One day, when my daughter was a toddler, we had a terrible morning before dropping her off at daycare. My toddler was acting out, and everything was a battle; she had to change her socks three times, her toast wasn’t cut in the right direction (“I wanted triangles, not squares, mommy!”), and when I tried to buckle her in her car seat, it was like wrestling with a cranky, wriggly octopus.
I warned her educators about our tricky morning, and when I went to pick her up later that afternoon, I flinched as I awaited their response after I asked how her day went. “She was a delight; she had such a wonderful day!” I was shocked; how could my darling daughter be so different for me? Well, I’m not the only one reporting this phenomenon, and it may be a positive thing when our little people act out just for us. “Wait, what?” I can hear you ask; read on to learn why your toddler is acting out for you but being a total angel for everyone else.4
Why Does My Child Behave for Everyone But Me?
If you have found yourself asking this question, you aren’t alone. One psychological theory tells us all we need to know about why this happens — attachment. Attachment theory, founded by Mary Ainsworth and John Bowlby, explains that young children must develop a relationship with a primary caregiver. The quality and dynamics of this relationship influence how they behave and feel within other relationships. There are four types of attachment:1
The kind of attachment relationship that might influence your toddler acting out for you and behaving for others is called “secure attachment.”
What is Secure Attachment?
Babies cry when they’re upset. Infants whose primary caregiver responds consistently and appropriately to these needs — they comfort their baby when it becomes upset — become securely attached.1,2 They understand that their key attachment figure will care for them and keep them safe. They understand that their caregiver understands and wants to help them meet their needs.
This makes babies feel secure enough to explore the world around them because they know that if something goes wrong, they have someone to return to for comfort, love, and safety. In turn, this helps them learn and develop appropriately. Securely attached children tend to have better self-esteem, are more independent, achieve more in education, have higher-quality relationships, and experience less anxiety and depression.2,3
Why Does My Toddler Act Different at Daycare Than at Home?
Here are five reasons why your toddler acts differently at daycare than they do at home.1,2,3,4
1. They Feel Safe Expressing All Their Emotions
When your toddler is acting out for you but not other people, it means they feel safe enough to express their emotions in front of you. They know there is nothing they can do that will make you stop loving or looking after them, so they feel comfortable letting it all out.
2. They Trust You Can Help Them
Securely attached children know that not only can they trust you to create a safe space to express their feelings, but they also trust that you can help them identify and meet their needs. Our children aren’t born knowing how to identify their feelings or what to do to manage big emotions, so knowing they can turn to you for help is reassuring and makes them feel safe.

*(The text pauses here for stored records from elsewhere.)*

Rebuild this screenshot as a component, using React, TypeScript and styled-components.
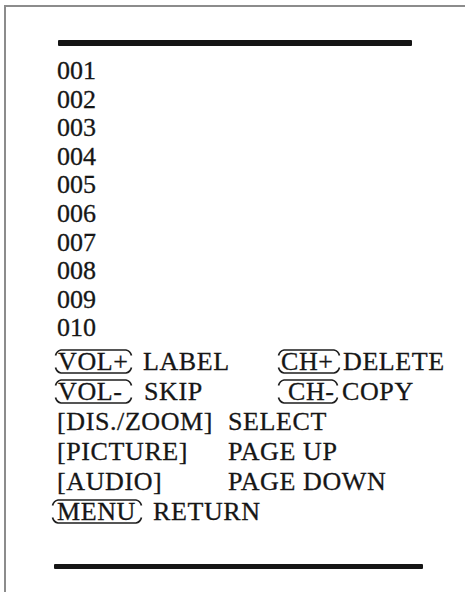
import React from 'react';
import styled, { createGlobalStyle } from 'styled-components';

const GlobalStyle = createGlobalStyle`
  html, body {
    margin: 0;
    padding: 0;
    background: #ffffff;
    overflow: hidden;
  }
`;

const Frame = styled.div`
  margin: 5px 0 0 4px;
  width: calc(100vw - 4px);
  height: calc(100vh - 5px);
  box-sizing: border-box;
  border-top: 2px solid #8c8c8c;
  border-left: 2px solid #8c8c8c;
  display: flex;
  flex-direction: column;
  align-items: flex-start;
  overflow: hidden;
  font-family: "Liberation Serif", "Times New Roman", serif;
  color: #161616;
  -webkit-text-stroke: 0.3px #161616;
`;

const Rule = styled.div<{ $top: number; $left: number; $width: number; $thick: number }>`
  flex: none;
  margin-top: ${p => p.$top}px;
  margin-left: ${p => p.$left}px;
  width: ${p => p.$width}px;
  height: ${p => p.$thick}px;
  background: #151515;
  border-radius: 1px;
`;

const NumberList = styled.ol`
  list-style: none;
  margin: 11px 0 0;
  padding: 0 0 0 51px;
  font-size: 26px;
  line-height: 28.6px;
`;

const KeyTable = styled.div`
  margin-top: 4.5px;
  padding-left: 49px;
  display: flex;
  flex-direction: column;
  font-size: 26px;
  line-height: 30px;
  letter-spacing: 0.6px;
`;

const Row = styled.div<{ $cols: string }>`
  display: grid;
  grid-template-columns: ${p => p.$cols};
  height: 30px;
  align-items: start;
  white-space: nowrap;
`;

const Cell = styled.span<{ $pad?: number }>`
  padding-left: ${p => p.$pad ?? 0}px;
`;

const KeyCap = styled.span<{ $width: number; $pad: number; $shift?: number }>`
  position: relative;
  display: inline-block;
  width: ${p => p.$width}px;
  padding-left: ${p => p.$pad}px;
  margin-left: ${p => p.$shift ?? 0}px;
  box-sizing: border-box;
  height: 30px;

  svg {
    position: absolute;
    left: 0;
    top: 1px;
    overflow: visible;
  }
`;

// key outline: top and bottom edges only, ends curled like a brace
const Key: React.FC<{ label: string; width: number; pad: number; shift?: number }> = ({ label, width, pad, shift }) => {
  const w = width;
  const h = 27;
  const top = `M0.5 7.5 C1.5 4 3 2.5 6 2 H${w - 6} C${w - 3} 2.5 ${w - 1.5} 4 ${w - 0.5} 7.5`;
  const bottom = `M0.5 ${h - 7.5} C1.5 ${h - 4} 3 ${h - 2.5} 6 ${h - 2} H${w - 6} C${w - 3} ${h - 2.5} ${w - 1.5} ${h - 4} ${w - 0.5} ${h - 7.5}`;
  return (
    <KeyCap $width={width} $pad={pad} $shift={shift}>
      {label}
      <svg width={w} height={h} viewBox={`0 0 ${w} ${h}`}>
        <path d={top} fill="none" stroke="#1e1e1e" strokeWidth="1.7" />
        <path d={bottom} fill="none" stroke="#1e1e1e" strokeWidth="1.7" />
      </svg>
    </KeyCap>
  );
};

const channels = ['001', '002', '003', '004', '005', '006', '007', '008', '009', '010'];

export default function App() {
  return (
    <>
      <GlobalStyle />
      <Frame>
        <Rule $top={33} $left={52} $width={354} $thick={6} />
        <NumberList>
          {channels.map(c => (
            <li key={c}>{c}</li>
          ))}
        </NumberList>
        <KeyTable>
          <Row $cols="88px 135px 65px 1fr">
            <Key label="VOL+" width={77} pad={3} />
            <Cell>LABEL</Cell>
            <Key label="CH+" width={62} pad={3} />
            <Cell>DELETE</Cell>
          </Row>
          <Row $cols="88px 135px 64px 1fr">
            <Key label="VOL-" width={77} pad={3} />
            <Cell $pad={1}>SKIP</Cell>
            <Key label="CH-" width={60} pad={10} />
            <Cell>COPY</Cell>
          </Row>
          <Row $cols="173px 1fr">
            <Cell $pad={2}>[DIS./ZOOM]</Cell>
            <Cell>SELECT</Cell>
          </Row>
          <Row $cols="173px 1fr">
            <Cell $pad={2}>[PICTURE]</Cell>
            <Cell>PAGE UP</Cell>
          </Row>
          <Row $cols="173px 1fr">
            <Cell $pad={2}>[AUDIO]</Cell>
            <Cell>PAGE DOWN</Cell>
          </Row>
          <Row $cols="98px 1fr">
            <Key label="MENU" width={90} pad={5} shift={-3} />
            <Cell>RETURN</Cell>
          </Row>
        </KeyTable>
        <Rule $top={36.5} $left={48} $width={369} $thick={5} />
      </Frame>
    </>
  );
}
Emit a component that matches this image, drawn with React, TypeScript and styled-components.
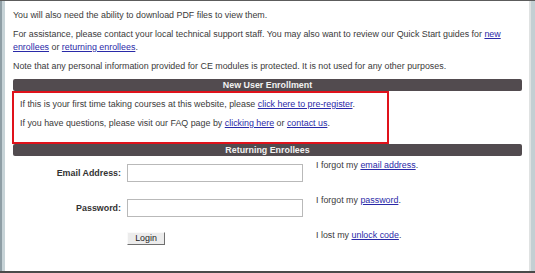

3. They Don’t Feel as Secure Seeking Comfort from Others
Your precious toddler acting out might mean they have been saving up all their worries, hurts, sadness, and anger until they see you again. They might feel unsafe letting their emotions out except when they are with you.
4. They are Exhausted from Holding It in for Everyone Else
Not only might they be bottling up their feelings until they are in your safe and comforting arms, but managing and containing their feelings might be exhausting your child. This adds to the jumble of emotions and physical and emotional discomfort. So when you come and collect them, or they lay eyes on you, out come the feelings!
5. They Know Your Triggers
This is not necessarily due to secure attachment, but your little person knows you just as well as you know them. Your toddler acts differently at daycare than at home because they know which buttons to press to make you tick or make you respond or react to them in a certain way. They don’t know anyone else this well, nor do they feel as secure or safe to “test” other people because they can’t always be confident of the reaction they will get.
It’s easy to assume your child likes other people better than you because they behave differently — but it’s the opposite. This pattern of your toddler acting out for you and not other people might be a sign of secure attachment for your child. I know that what I’m saying might not feel like a positive thing. It’s still exhausting and challenging if your child saves up all the tricky behaviors for you. So you must find time for self-care or time apart to recuperate and recover your energy. It also doesn’t mean the behavior isn’t problematic, even if we can understand its origin. Ensure that you seek support if you need help finding ways of managing and supporting your child with challenging behavior — this could be with your family doctor, a pediatrician, or a mental health professional.